This review of 23 trials involving 3043 women with endometriosis has shown that there no evidence of benefit with the use of ovulation suppression for women with endometriosis and infertility. Endometriosis is caused by the lining of the uterus (endometrium) spreading to a site outside the uterus. It is associated with subfertility and can cause pain during both sexual intercourse and menstruation. The hormone oestrogen stimulates the growth of endometriosis. For many years, the use of drugs such as danazol to stop ovulation and the production of oestrogen has been standard practice in the treatment of pain and subfertility caused by endometriosis. This works well for pain, but does not appear to improve fertility. In fact, as ovulation and periods are stopped for the time of treatment, fertility may be reduced by this approach.

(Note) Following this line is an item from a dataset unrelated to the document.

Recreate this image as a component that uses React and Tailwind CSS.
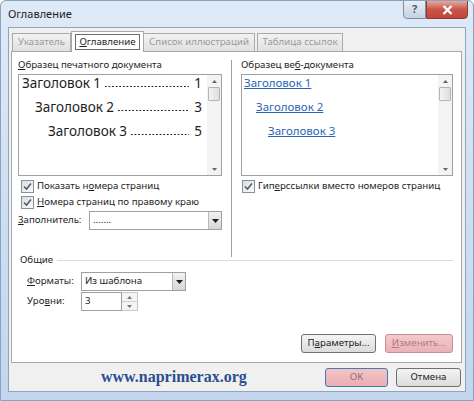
import React from 'react';

const ui = { fontFamily: '"Noto Sans", "Open Sans", sans-serif' };

const Checkbox = ({ label }) => (
  <label className="flex items-center h-4 gap-[3px] text-[9.7px] text-[#1e1e1e] whitespace-nowrap">
    <span className="shrink-0 w-[13px] h-[13px] border border-[#8e8f8f] bg-gradient-to-br from-[#dcdcdc] to-[#fbfbfb] flex items-center justify-center">
      <svg width="9" height="9" viewBox="0 0 9 9">
        <path d="M1 4.5 L3.5 7 L8 1.5" fill="none" stroke="#4a5f7a" strokeWidth="1.6" />
      </svg>
    </span>
    <span>{label}</span>
  </label>
);

const ArrowBtn = () => (
  <span className="shrink-0 w-[13px] h-full border-l border-[#b8b8b8] bg-gradient-to-b from-[#f2f2f2] to-[#d6d6d6] flex items-center justify-center">
    <svg width="7" height="4" viewBox="0 0 7 4"><path d="M0 0 H7 L3.5 4 Z" fill="#1e1e1e" /></svg>
  </span>
);

const Scrollbar = () => (
  <div className="shrink-0 w-[14px] h-full bg-[#f3f3f3] flex flex-col items-center">
    <div className="h-[12px] flex items-center">
      <svg width="5" height="3" viewBox="0 0 5 3"><path d="M0 3 L2.5 0 L5 3 Z" fill="#666" /></svg>
    </div>
    <div className="w-[12px] h-[14px] border border-[#b5b5b5] bg-gradient-to-r from-[#f4f4f4] to-[#dedede] rounded-[1px]" />
    <div className="flex-1" />
    <div className="h-[12px] flex items-center">
      <svg width="5" height="3" viewBox="0 0 5 3"><path d="M0 0 L5 0 L2.5 3 Z" fill="#666" /></svg>
    </div>
  </div>
);

// dotted leader drawn as a repeating dot background
const TocLine = ({ text, page, indent }) => (
  <div className={`flex items-end h-[14px] mb-[10px] text-[13.5px] leading-[14px] text-[#1e1e1e] ${indent}`}>
    <span className="shrink-0 whitespace-nowrap">{text}</span>
    <span className="flex-1 min-w-0 h-[3px] mb-[2px] ml-[3px] bg-[radial-gradient(circle,#222_0.75px,transparent_1.1px)] bg-[length:3.6px_3px] bg-repeat-x" />
    <span className="shrink-0 pl-[5px]">{page}</span>
  </div>
);

const Btn = ({ children, className }) => (
  <button className={`shrink-0 h-[19px] text-[9.7px] border rounded-[3px] flex items-center justify-center ${className}`}>
    {children}
  </button>
);

export default function App() {
  return (
    <div style={ui} className="w-[474px] h-[401px] overflow-hidden bg-gradient-to-b from-[#dfeaf7] via-[#cfdff1] to-[#c3d6ee] flex flex-col px-[7px] pb-[8px] border border-[#8aa2c2] rounded-t-[6px]">
      {/* title bar */}
      <div className="h-[26px] shrink-0 flex items-start">
        <div className="text-[11px] text-[#1e1e1e] pt-[5px] flex-1">Оглавление</div>
        <div className="flex -mt-px -mr-[2px]">
          <div className="w-[23px] h-[19px] border border-[#7d8fa6] rounded-bl-[4px] bg-gradient-to-b from-[#e9eff7] to-[#c4d2e3] flex items-center justify-center text-[11px] text-[#4d5d75] font-bold">?</div>
          <div className="w-[42px] h-[19px] border border-[#8e3a3a] rounded-br-[4px] bg-gradient-to-b from-[#e5a79d] via-[#c8554a] to-[#c34438] flex items-center justify-center">
            <svg width="11" height="10" viewBox="0 0 11 10"><path d="M1.5 1 L9.5 9 M9.5 1 L1.5 9" stroke="#fff" strokeWidth="2.4" /></svg>
          </div>
        </div>
      </div>

      {/* client area */}
      <div className="flex-1 min-h-0 bg-[#f0f0f0] border border-[#8fa4bf] flex flex-col">
        {/* tabs */}
        <div className="shrink-0 flex items-end h-[23px] pl-[3px] text-[9.7px] whitespace-nowrap">
          <div className="h-[18px] w-[59px] border border-[#a9a9a9] border-b-0 bg-gradient-to-b from-[#f2f2f2] to-[#e1e1e1] text-[#9a9a9a] flex items-center justify-center">Указатель</div>
          <div className="h-[21px] w-[73px] -mb-px z-10 pt-[2px] border border-[#a9a9a9] border-b-0 bg-white flex items-start justify-center">
            <span className="border border-[#6d6d6d] px-[3px] leading-[14px] text-[#1e1e1e]"><u>О</u>главление</span>
          </div>
          <div className="h-[18px] w-[111px] border border-[#a9a9a9] border-b-0 border-l-0 bg-gradient-to-b from-[#f2f2f2] to-[#e1e1e1] text-[#9a9a9a] flex items-center justify-center">Список иллюстраций</div>
          <div className="h-[18px] w-[86px] ml-[2px] border border-[#a9a9a9] border-b-0 bg-gradient-to-b from-[#f2f2f2] to-[#e1e1e1] text-[#9a9a9a] flex items-center justify-center">Таблица ссылок</div>
        </div>

        {/* panel */}
        <div className="shrink-0 h-[312px] ml-[2px] mr-[3px] bg-white border border-[#a9a9a9] flex flex-col pl-[6px] pr-[8px]">
          <div className="flex h-[205px] pt-[5px]">
            {/* left column */}
            <div className="w-[204px] shrink-0 flex flex-col">
              <div className="text-[9.7px] leading-[16px] text-[#1e1e1e] whitespace-nowrap"><u>О</u>бразец печатного документа</div>
              <div className="flex h-[102px] mt-[1px] border border-[#a0a0a0]">
                <div className="flex-1 min-w-0 pl-[3px] pr-[5px] pt-[1px]">
                  <TocLine text="Заголовок 1" page="1" indent="" />
                  <TocLine text="Заголовок 2" page="3" indent="pl-[13px]" />
                  <TocLine text="Заголовок 3" page="5" indent="pl-[26px]" />
                </div>
                <Scrollbar />
              </div>
              <div className="mt-[2px] pl-[3px]">
                <Checkbox label={<>Показать н<u>о</u>мера страниц</>} />
                <Checkbox label={<><u>Н</u>омера страниц по правому краю</>} />
              </div>
              <div className="flex items-center mt-[1px] h-[19px]">
                <span className="shrink-0 w-[71px] text-[9.7px] text-[#1e1e1e] whitespace-nowrap"><u>З</u>аполнитель:</span>
                <div className="flex-1 min-w-0 h-[19px] border border-[#a0a0a0] flex items-stretch">
                  <span className="flex-1 pl-[3px] text-[9.7px] leading-[15px] text-[#1e1e1e]">.......</span>
                  <ArrowBtn />
                </div>
              </div>
            </div>
            {/* separator */}
            <div className="shrink-0 w-px bg-[#a0a0a0] mx-[9px] mt-[3px]" />
            {/* right column */}
            <div className="flex-1 min-w-0 flex flex-col">
              <div className="text-[9.7px] leading-[16px] text-[#1e1e1e] whitespace-nowrap">Образец ве<u>б</u>-документа</div>
              <div className="flex h-[102px] mt-[1px] border border-[#a0a0a0]">
                <div className="flex-1 min-w-0 pl-[2px] pt-[1px] text-[11.5px] leading-[14px] text-[#2a66b8] underline decoration-[#2a66b8] whitespace-nowrap">
                  <div className="mb-[10px]">Заголовок 1</div>
                  <div className="mb-[10px] pl-[12px]">Заголовок 2</div>
                  <div className="pl-[24px]">Заголовок 3</div>
                </div>
                <Scrollbar />
              </div>
              <div className="mt-[2px] pl-[1px]">
                <Checkbox label={<>Гип<u>е</u>рссылки вместо номеров страниц</>} />
              </div>
            </div>
          </div>

          {/* general */}
          <div className="flex items-center gap-[4px] h-[10px] mt-[-2px]">
            <span className="text-[9.7px] text-[#1e1e1e] pl-[2px]">Общие</span>
            <div className="flex-1 h-px bg-[#dcdcdc]" />
          </div>
          <div className="flex items-center h-[19px] mt-[7px] pl-[9px]">
            <span className="shrink-0 w-[54px] text-[9.7px] text-[#1e1e1e]"><u>Ф</u>орматы:</span>
            <div className="w-[105px] h-[19px] border border-[#a0a0a0] flex items-stretch">
              <span className="flex-1 pl-[3px] text-[9.7px] leading-[16px] text-[#1e1e1e]">Из шаблона</span>
              <ArrowBtn />
            </div>
          </div>
          <div className="flex items-center h-[19px] mt-px pl-[9px]">
            <span className="shrink-0 w-[54px] text-[9.7px] text-[#1e1e1e]">Уро<u>в</u>ни:</span>
            <div className="w-[41px] h-[19px] border border-[#a0a0a0] text-[9.7px] leading-[16px] pl-[3px] text-[#1e1e1e]">3</div>
            <div className="w-[16px] h-[19px] flex flex-col border border-l-0 border-[#c8c8c8] bg-[#f4f4f4]">
              <div className="flex-1 flex items-center justify-center border-b border-[#d0d0d0]">
                <svg width="5" height="3" viewBox="0 0 5 3"><path d="M0 3 L2.5 0 L5 3 Z" fill="#777" /></svg>
              </div>
              <div className="flex-1 flex items-center justify-center">
                <svg width="5" height="3" viewBox="0 0 5 3"><path d="M0 0 L5 0 L2.5 3 Z" fill="#777" /></svg>
              </div>
            </div>
          </div>
          <div className="flex-1" />
          <div className="flex justify-end gap-[9px] mb-[9px]">
            <Btn className="w-[75px] border-[#707070] bg-gradient-to-b from-[#f4f4f4] to-[#dcdcdc] text-[#1e1e1e]">П<u>а</u>раметры...</Btn>
            <Btn className="w-[68px] border-[#c58f93] bg-gradient-to-b from-[#f6c9cc] to-[#eab2b6] text-[#b07c82]"><u>И</u>зменить...</Btn>
          </div>
        </div>

        {/* bottom */}
        <div className="flex-1 flex items-center pr-[4px]">
          <div className="flex-1 pl-[92px] text-[16px] font-bold text-[#2b4f8e] whitespace-nowrap" style={{ fontFamily: '"Liberation Serif", serif' }}>www.naprimerax.org</div>
          <Btn className="w-[63px] border-[#3f7cb4] bg-gradient-to-b from-[#f5c4c7] to-[#eaaeb2] text-[#8a7074] mr-[8px]">OK</Btn>
          <Btn className="w-[65px] border-[#707070] bg-gradient-to-b from-[#f4f4f4] to-[#dcdcdc] text-[#1e1e1e]">Отмена</Btn>
        </div>
      </div>
    </div>
  );
}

There is no evidence of benefit in the use of ovulation suppression in subfertile women with endometriosis who wish to conceive.
Endometriosis is the presence of endometrial glands or stroma in sites other than the uterine cavity and appears to be an oestrogen-dependent condition. This dependency has prompted the therapeutic use of ovulation suppression agents in an effort to improve subsequent fertility.

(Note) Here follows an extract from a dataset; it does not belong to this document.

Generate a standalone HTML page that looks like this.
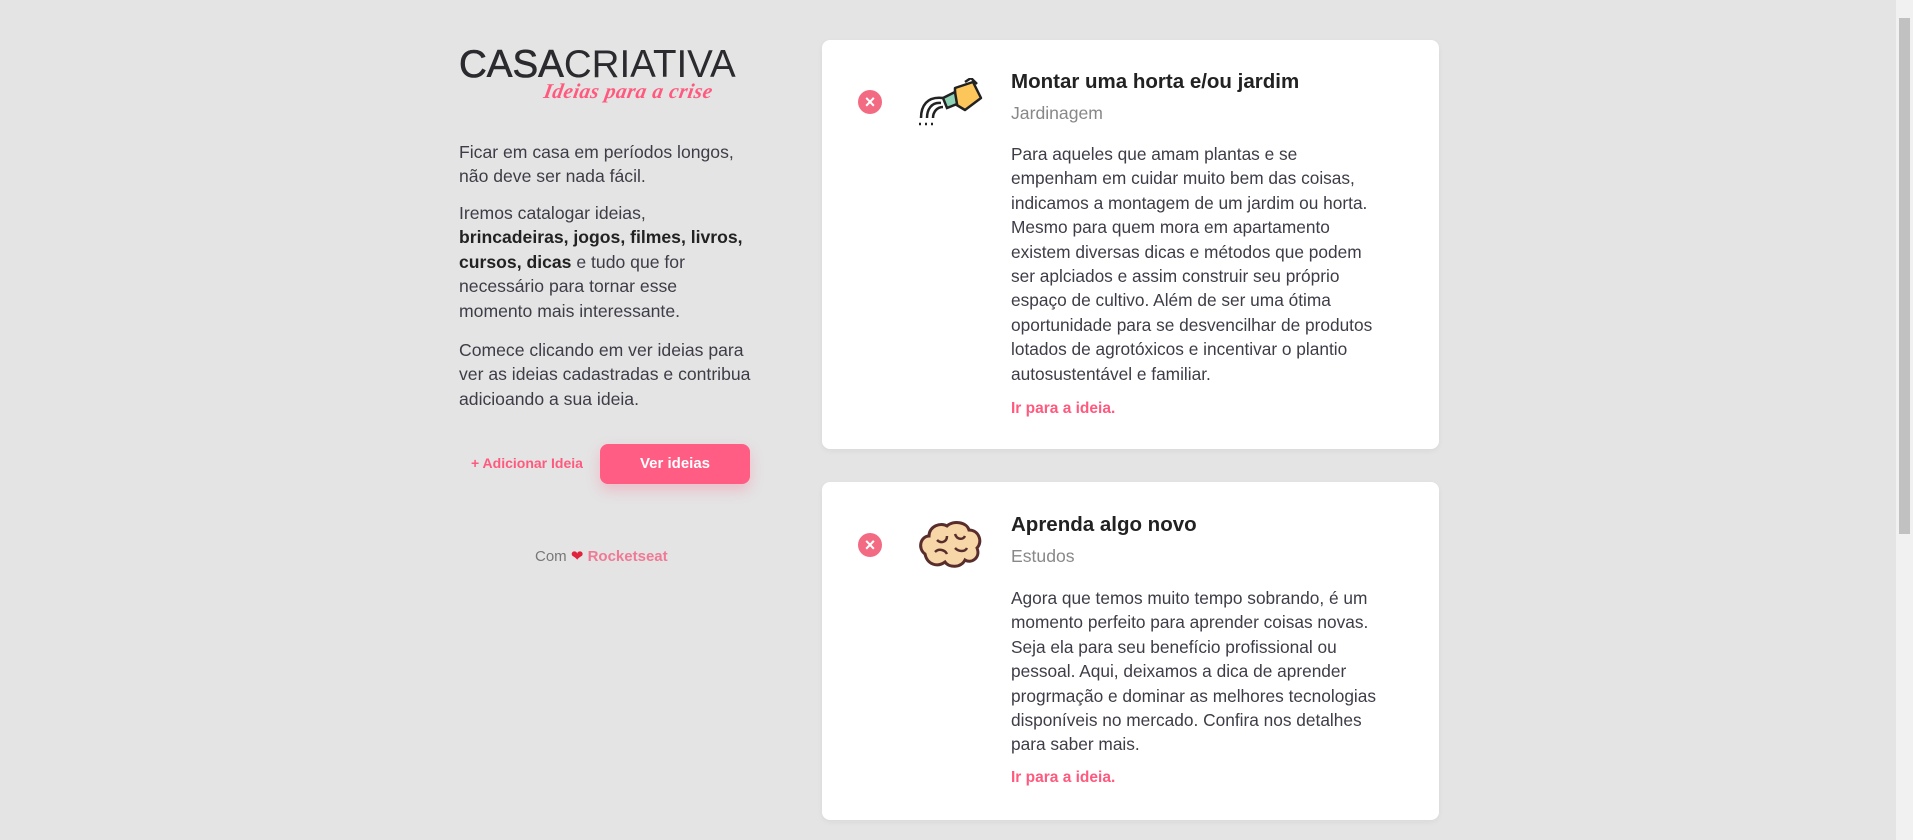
<!DOCTYPE html>
<html><head><meta charset="utf-8"><style>
*{margin:0;padding:0;box-sizing:border-box}
html,body{width:1913px;height:840px;overflow:hidden;background:#e4e4e4;font-family:"Liberation Sans",sans-serif;color:#3d3d47}
.abs{position:absolute}
.logo{left:459px;top:43px;font-size:38.5px;letter-spacing:0;color:#2b2b2f;white-space:nowrap}
.logo b{font-weight:normal;-webkit-text-stroke:0.6px #2b2b2f}
.logo span{font-weight:normal;-webkit-text-stroke:0}
.tag{left:544px;top:79px;font-family:"Liberation Serif",serif;font-style:italic;font-weight:bold;font-size:21px;color:#ff5a7e;letter-spacing:0.5px;transform:skewX(-10deg)}
.lt{left:459px;width:300px;font-size:17.6px;line-height:24.4px;color:#3d3d47}
.lt b{color:#222}
.add{left:471px;top:455px;font-size:14px;font-weight:bold;color:#ff5a7e}
.btn{left:600px;top:444px;width:150px;height:40px;border-radius:8px;background:#ff5d83;color:#fff;font-weight:bold;font-size:15px;text-align:center;line-height:40px;box-shadow:0 6px 14px rgba(255,93,131,.3)}
.com{left:535px;top:547px;font-size:15px;color:#777}
.com b{color:#f07a95}
.card{left:822px;width:617px;background:#fff;border-radius:8px;box-shadow:0 2px 6px rgba(0,0,0,.05)}
.x{width:24px;height:24px;border-radius:50%;background:#f36b82;color:#fff;font-size:18px;font-weight:bold;text-align:center;line-height:24px}
.t{left:1011px;font-size:20.5px;font-weight:bold;color:#222}
.s{left:1011px;font-size:17.6px;color:#888}
.p{left:1011px;font-size:17.3px;line-height:24.4px;color:#3d3d47;white-space:nowrap}
.l{left:1011px;font-size:15.5px;font-weight:bold;color:#ff5a7e}
.sb{left:1896px;top:0;width:17px;height:840px;background:#f1f1f1}
.th{left:1899px;top:18px;width:11px;height:516px;background:#c1c1c1}
</style></head><body>
<div class="abs logo"><b>CASA</b><span>CRIATIVA</span></div>
<div class="abs tag">Ideias para a crise</div>
<div class="abs lt" style="top:140px">Ficar em casa em períodos longos,<br>não deve ser nada fácil.</div>
<div class="abs lt" style="top:201px">Iremos catalogar ideias,<br><b>brincadeiras, jogos, filmes, livros,<br>cursos, dicas</b> e tudo que for<br>necessário para tornar esse<br>momento mais interessante.</div>
<div class="abs lt" style="top:338px">Comece clicando em ver ideias para<br>ver as ideias cadastradas e contribua<br>adicioando a sua ideia.</div>
<div class="abs add">+ Adicionar Ideia</div>
<div class="abs btn">Ver ideias</div>
<div class="abs com">Com <span style="color:#e0223a">❤</span> <b>Rocketseat</b></div>

<div class="abs card" style="top:40px;height:409px"></div>
<div class="abs x" style="left:858px;top:90px">×</div>
<svg class="abs" style="left:915px;top:78px" width="68" height="52" viewBox="0 0 68 52">
<path d="M40 10 L58 4 L66 20 L50 32 L40 26 Z" fill="#fdc65a" stroke="#222" stroke-width="2.5" stroke-linejoin="round"/>
<path d="M50 4 L56 0 L62 6" fill="none" stroke="#222" stroke-width="2.5"/>
<path d="M28 20 L40 14 L42 26 L32 30 Z" fill="#8fd3b6" stroke="#222" stroke-width="2.5"/>
<path d="M28 20 C12 18 6 28 6 40 M26 25 C16 24 12 32 12 40 M28 29 C22 29 18 34 18 40" fill="none" stroke="#222" stroke-width="2.5"/>
<path d="M4 46h2M10 46h2M16 46h2" stroke="#222" stroke-width="2.5"/>
</svg>
<div class="abs t" style="top:70px">Montar uma horta e/ou jardim</div>
<div class="abs s" style="top:103px">Jardinagem</div>
<div class="abs p" style="top:142px">Para aqueles que amam plantas e se<br>empenham em cuidar muito bem das coisas,<br>indicamos a montagem de um jardim ou horta.<br>Mesmo para quem mora em apartamento<br>existem diversas dicas e métodos que podem<br>ser aplciados e assim construir seu próprio<br>espaço de cultivo. Além de ser uma ótima<br>oportunidade para se desvencilhar de produtos<br>lotados de agrotóxicos e incentivar o plantio<br>autosustentável e familiar.</div>
<div class="abs l" style="top:400px">Ir para a ideia.</div>

<div class="abs card" style="top:482px;height:338px"></div>
<div class="abs x" style="left:858px;top:533px">×</div>
<svg class="abs" style="left:917px;top:518px" width="66" height="54" viewBox="0 0 66 54">
<path d="M8 36 C0 30 4 18 12 18 C12 8 24 4 30 8 C36 2 50 4 52 12 C62 12 66 24 60 30 C64 40 54 46 48 42 C44 50 32 50 28 44 C20 50 10 46 8 36 Z" fill="#f7d7a8" stroke="#5a2d2d" stroke-width="3"/>
<path d="M20 22 C24 26 30 24 30 18 M38 16 C40 22 46 22 48 18 M18 34 C22 30 28 32 30 36 M38 30 C42 34 48 34 50 30" fill="none" stroke="#5a2d2d" stroke-width="2.5"/>
</svg>
<div class="abs t" style="top:513px">Aprenda algo novo</div>
<div class="abs s" style="top:546px">Estudos</div>
<div class="abs p" style="top:586px">Agora que temos muito tempo sobrando, é um<br>momento perfeito para aprender coisas novas.<br>Seja ela para seu benefício profissional ou<br>pessoal. Aqui, deixamos a dica de aprender<br>progrmação e dominar as melhores tecnologias<br>disponíveis no mercado. Confira nos detalhes<br>para saber mais.</div>
<div class="abs l" style="top:769px">Ir para a ideia.</div>

<div class="abs sb"></div>
<div class="abs th"></div>
</body></html>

To assess the effectiveness of ovulation suppression agents, including danazol, progestins and oral contraceptives, in the treatment of endometriosis-associated subfertility in improving pregnancy outcomes including live births.
We searched the Cochrane Menstrual Disorders and Subfertility Group Specialised Register of trials (February 2009), Cochrane Central Register of Controlled Trials (CENTRAL) (The Cochrane Library Issue 1, 2009), MEDLINE (1966 to February 2009), EMBASE (1980 to February 2009), and reference lists of articles.
Randomised trials comparing an ovulation suppression agent with placebo or no treatment, a suppressive agent with danazol, or a gonadotropin-releasing hormone analogue (GnRHa) with oral contraception in women with endometriosis.
Two review authors independently extracted data and assessed quality. We contacted study authors for additional information.
Twenty-five trials were included. Only two studies reported live births. The odds ratios (OR) for pregnancy following ovulation suppression versus placebo or no treatment was 0.97 (95% confidence interval (CI) 0.68 to 1.34, P = 0.8) for all women randomised, and 1.02 (95% CI 0.70 to 1.52, P = 0.82) for subfertile couples only despite the use of a variety of suppression agents. There was no evidence of benefit from the treatment. The common OR for pregnancy following all agents versus danazol was 1.38 (95% CI 1.05 to 1.82, P = 0.02) for all women randomised, and 1.37 (95% CI 0.94 to 1.99, P = 0.10) for subfertile couples only. When GnRHa and danazol were directly compared, the OR was 1.45 (95% CI 1.08 to 1.95, P = 0.01) for all women randomised, and 1.63 (95% CI 1.12 to 2.37, P = 0.01) for subfertile couples only, in favour of GnRHa. No effect was observed for GnRHa compared with oral contraception (OR 0.93, 95% CI 0.41 to 2.12, P = 0.86 for all women randomised; OR 0.83, 95% CI 0.34 to 2.05, P = 0.69 for subfertile couples only).